Jesus also suggests that the strangers we need to invite into our midst are not typically on our guest lists. How diverse are we willing to be? Will we go out of our way to invite strangers here that would not be welcome anywhere else? How much of a risk are we willing to take? What if they are so poor they can’t help us with our budget? Or, what if they end up costing us something, these strangers that nobody else wants? This is one of those occasions when asking “What Would Jesus Do?” invites radical transformation in our mindsets. This is often where we lose Jesus altogether, or simply reframe him, sort of photo-shopping out that part Jesus’ image we would rather not retain.
How we invite and welcome the stranger is one of the most important aspects of the community we seek to form here in this place. It will require diligence on our parts, diligence and intentionality. It will require more than a friendly smile and a hand-shake. It will mean going out of our way, leaving the safety and security of our familiar little groups within, and wandering out into the newness and uncertainty of the encounter with the new, and strange, and different. If we take such a risk we may discover very soon that the new, and the strange, and the different is not so new, and strange, and different after all.
The stranger may not feel comfortable in our existing social groups. The stranger may not fit in any of those groups listed in the bulletin each week. What then? How will we welcome the stranger that is seeking to show us new avenues for ministry? Will we go out of our way to spend time with the stranger, even if it means we must also leave the safe confines of our comfortable groups.
One of Jesus’ parables spoke of a shepherd who leaves an entire flock of sheep to seek out the lost one. I do not recall this parable to suggest that the strangers are the lost ones.

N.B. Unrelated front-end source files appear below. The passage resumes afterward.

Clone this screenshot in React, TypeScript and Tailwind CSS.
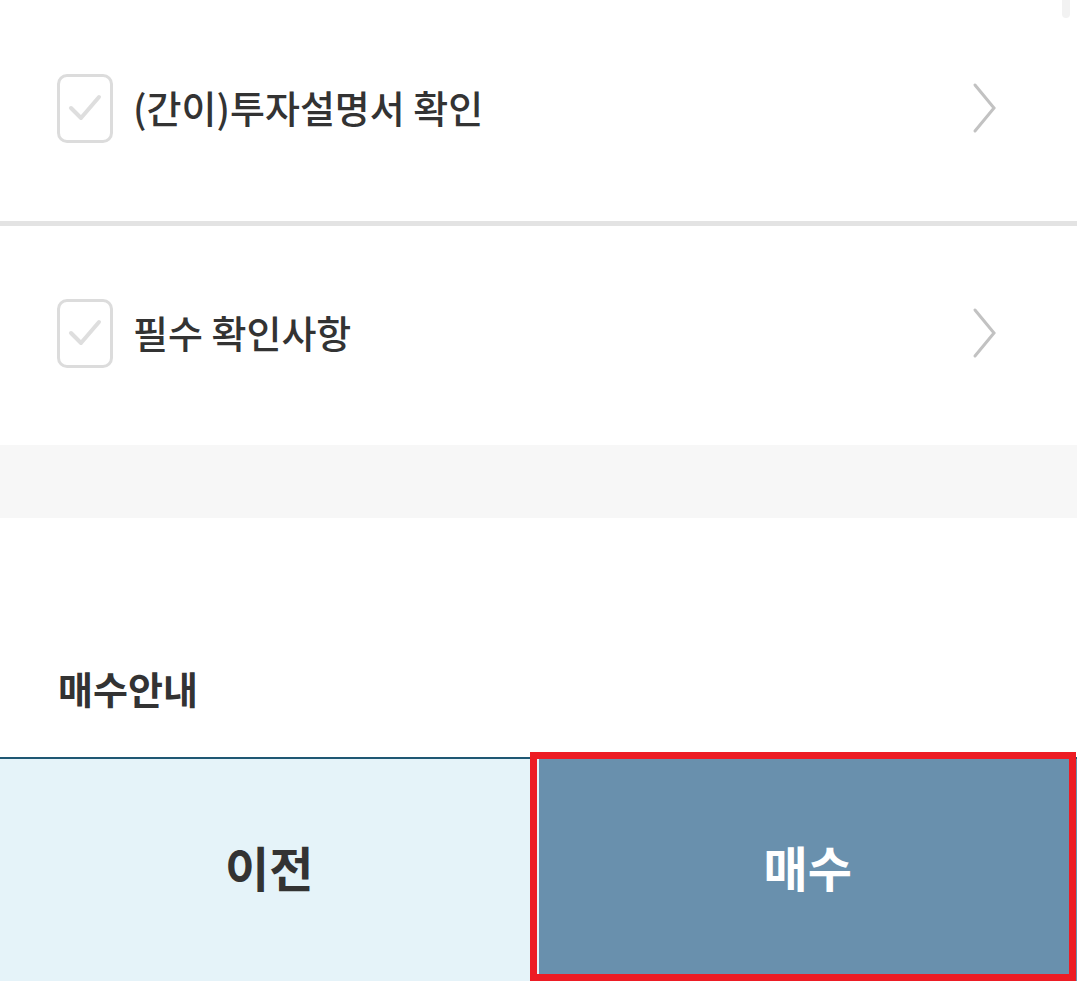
import React from "react";

const font = {
  fontFamily: '"Noto Sans CJK KR", "Noto Sans", sans-serif',
};

const CheckBox = () => {
  return (
    <div className="w-[56px] h-[69px] rounded-[10px] border-[3px] border-[#dcdcdc] bg-white flex items-center justify-center shrink-0">
      <svg width="34" height="30" viewBox="0 0 34 30" fill="none">
        <path
          d="M3 15 L13 25 L31 4"
          stroke="#dedede"
          strokeWidth="4"
          strokeLinecap="round"
          strokeLinejoin="round"
        />
      </svg>
    </div>
  );
};

const Chevron = () => {
  return (
    <svg width="26" height="52" viewBox="0 0 26 52" fill="none">
      <path
        d="M4 3 L23 26 L4 49"
        stroke="#c2c2c2"
        strokeWidth="3"
        strokeLinecap="round"
        strokeLinejoin="miter"
      />
    </svg>
  );
};

const AgreeRow = ({ label, height }: { label: string; height: string }) => {
  return (
    <div className={`flex flex-row items-center pl-[57px] pr-[80px] pb-[5px] ${height}`}>
      <CheckBox />
      <p className="ml-[20px] text-[38px] font-medium text-[#333333] leading-none pb-[2px]">
        {label}
      </p>
      <div className="ml-auto">
        <Chevron />
      </div>
    </div>
  );
};

export default function App() {
  return (
    <div className="relative w-[1077px] h-[981px] bg-white overflow-hidden" style={font}>
      {/* scrollbar stub */}
      <div className="absolute top-0 right-[7px] w-[8px] h-[18px] rounded-b-full bg-[#f2f2f2]"></div>

      <AgreeRow label="(간이)투자설명서 확인" height="h-[221px]" />
      <div className="h-[5px] bg-[#e3e3e3]"></div>
      <AgreeRow label="필수 확인사항" height="h-[219px]" />

      {/* gray band */}
      <div className="h-[73px] bg-[#f7f7f7]"></div>

      {/* 매수안내 */}
      <div className="h-[239px] flex flex-col justify-end pb-[50px] pl-[58px]">
        <h2 className="text-[38px] font-bold text-[#333333] leading-none">매수안내</h2>
      </div>

      {/* bottom buttons */}
      <div className="grid grid-cols-2 h-[224px] border-t-2 border-[#1f5873]">
        <button className="bg-[#e5f3f9] flex items-center justify-center pb-[8px]">
          <span className="text-[48px] font-bold text-[#333333] leading-none">이전</span>
        </button>
        <button className="bg-[#6990ad] flex items-center justify-center pb-[8px]">
          <span className="text-[48px] font-bold text-white leading-none">매수</span>
        </button>
      </div>

      {/* highlight annotation */}
      <div className="absolute left-[530px] top-[752px] w-[546px] h-[229px] border-[7px] border-[#ed1c24] pointer-events-none"></div>
    </div>
  );
}
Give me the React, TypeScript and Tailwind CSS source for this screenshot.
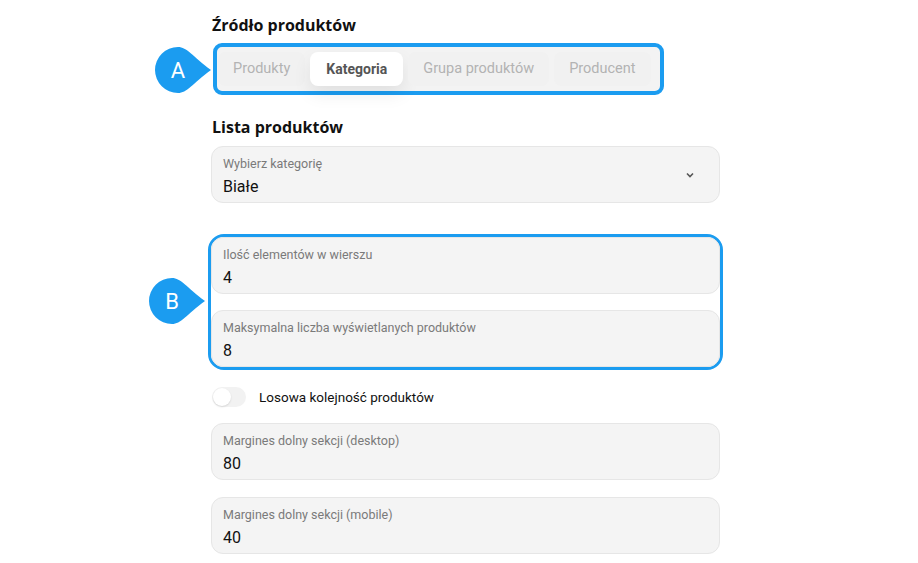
import type { ReactNode } from 'react'

const font = { fontFamily: 'Roboto, "Liberation Sans", sans-serif' }
const headingFont = { fontFamily: '"Open Sans", "Liberation Sans", sans-serif' }

function Badge({ letter }: { letter: string }) {
  return (
    <div className="relative h-[46px] w-[56px]">
      <svg width="56" height="46" viewBox="0 0 56 46" className="absolute inset-0">
        <path
          d="M23 0 C32 0 37 9 56 23 C37 37 32 46 23 46 A23 23 0 0 1 23 0 Z"
          fill="#1b9cf0"
        />
      </svg>
      <span className="absolute left-0 top-0 flex h-[46px] w-[46px] items-center justify-center text-[22px] text-white">
        {letter}
      </span>
    </div>
  )
}

function Field({ label, value, children }: { label: string; value: string; children?: ReactNode }) {
  return (
    <div className="flex h-[57px] items-start rounded-[12px] border border-[#e6e6e6] bg-[#f4f4f4] pl-[11px] pr-3 pt-[9px]">
      <div className="flex-1">
        <div className="text-[12.5px] leading-[16px] text-[#7a7a7a]">{label}</div>
        <div className="mt-[5px] text-[16px] leading-[20px] text-[#111]">{value}</div>
      </div>
      {children}
    </div>
  )
}

export default function App() {
  const tabs = ['Produkty', 'Kategoria', 'Grupa produktów', 'Producent']

  return (
    <div className="min-h-[563px] bg-white" style={font}>
      <div className="ml-[211px] w-[509px] pt-[15px]">
        <h2 className="pl-px text-[16px] font-bold leading-[20px] text-[#111]" style={headingFont}>
          Źródło produktów
        </h2>

        {/* Tabs with marker A */}
        <div className="relative mt-[8px]">
          <div className="absolute left-[-56px] top-[4px]">
            <Badge letter="A" />
          </div>
          <div className="ml-[2px] inline-flex h-[52px] w-[451px] items-center gap-[5px] rounded-[9px] border-4 border-[#1b9cf0] bg-[#f3f3f3] px-[1px]">
            {tabs.map((t) => (
              <div
                key={t}
                className={
                  t === 'Kategoria'
                    ? 'flex h-[34px] items-center rounded-[8px] bg-white px-[16px] text-[14px] font-bold text-[#555] shadow-[0_8px_18px_rgba(0,0,0,0.08)]'
                    : 'flex h-[34px] items-center rounded-[8px] bg-[#f1f1f1] px-[15px] text-[14.5px] text-[#b3b3b3]'
                }
              >
                {t}
              </div>
            ))}
          </div>
        </div>

        <h2 className="mt-[22px] pl-px text-[16px] font-bold leading-[20px] text-[#111]" style={headingFont}>
          Lista produktów
        </h2>

        <div className="mt-[9px]">
          <Field label="Wybierz kategorię" value="Białe">
            <svg width="10" height="6" viewBox="0 0 10 6" className="mr-[12px] mt-[16px]">
              <path d="M2 1.5 L5 4.5 L8 1.5" stroke="#555" strokeWidth="1.6" fill="none" />
            </svg>
          </Field>
        </div>

        {/* Group with marker B */}
        <div className="relative mt-[31px]">
          <div className="absolute left-[-62px] top-[44px]">
            <Badge letter="B" />
          </div>
          <div className="-mx-[3px] flex flex-col gap-[16px] rounded-[16px] border-[3px] border-[#1b9cf0]">
            <Field label="Ilość elementów w wierszu" value="4" />
            <Field label="Maksymalna liczba wyświetlanych produktów" value="8" />
          </div>
        </div>

        <div className="mt-[17px] flex items-center gap-[13px] pl-px">
          <div className="flex h-[20px] w-[34px] items-center rounded-full bg-[#f2f2f2] px-[1px]">
            <div className="h-[18px] w-[18px] rounded-full bg-white shadow-[0_1px_2px_rgba(0,0,0,0.12)]" />
          </div>
          <span className="text-[13.5px] text-[#111]">Losowa kolejność produktów</span>
        </div>

        <div className="mt-[16px] flex flex-col gap-[17px]">
          <Field label="Margines dolny sekcji (desktop)" value="80" />
          <Field label="Margines dolny sekcji (mobile)" value="40" />
        </div>
      </div>
    </div>
  )
}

We may indeed be equally lost. But the story encourages us to risk leaving the familiar in order to track unknown territory and discover that one sheep that needs finding. Who knows but that we might not find ourselves in the process.
Overall, I know that I am called to do a better job of this welcoming. I would ask that we would all devote ourselves to being more conscious of the stranger, and more assertive in making contact with the stranger. Will we wait for the stranger to walk through the doors of Hope Church, or will we travel out of our way to seek out the stranger? Who is on our guest list? Who will we invite into our midst? Jesus makes some suggestions. What do you think?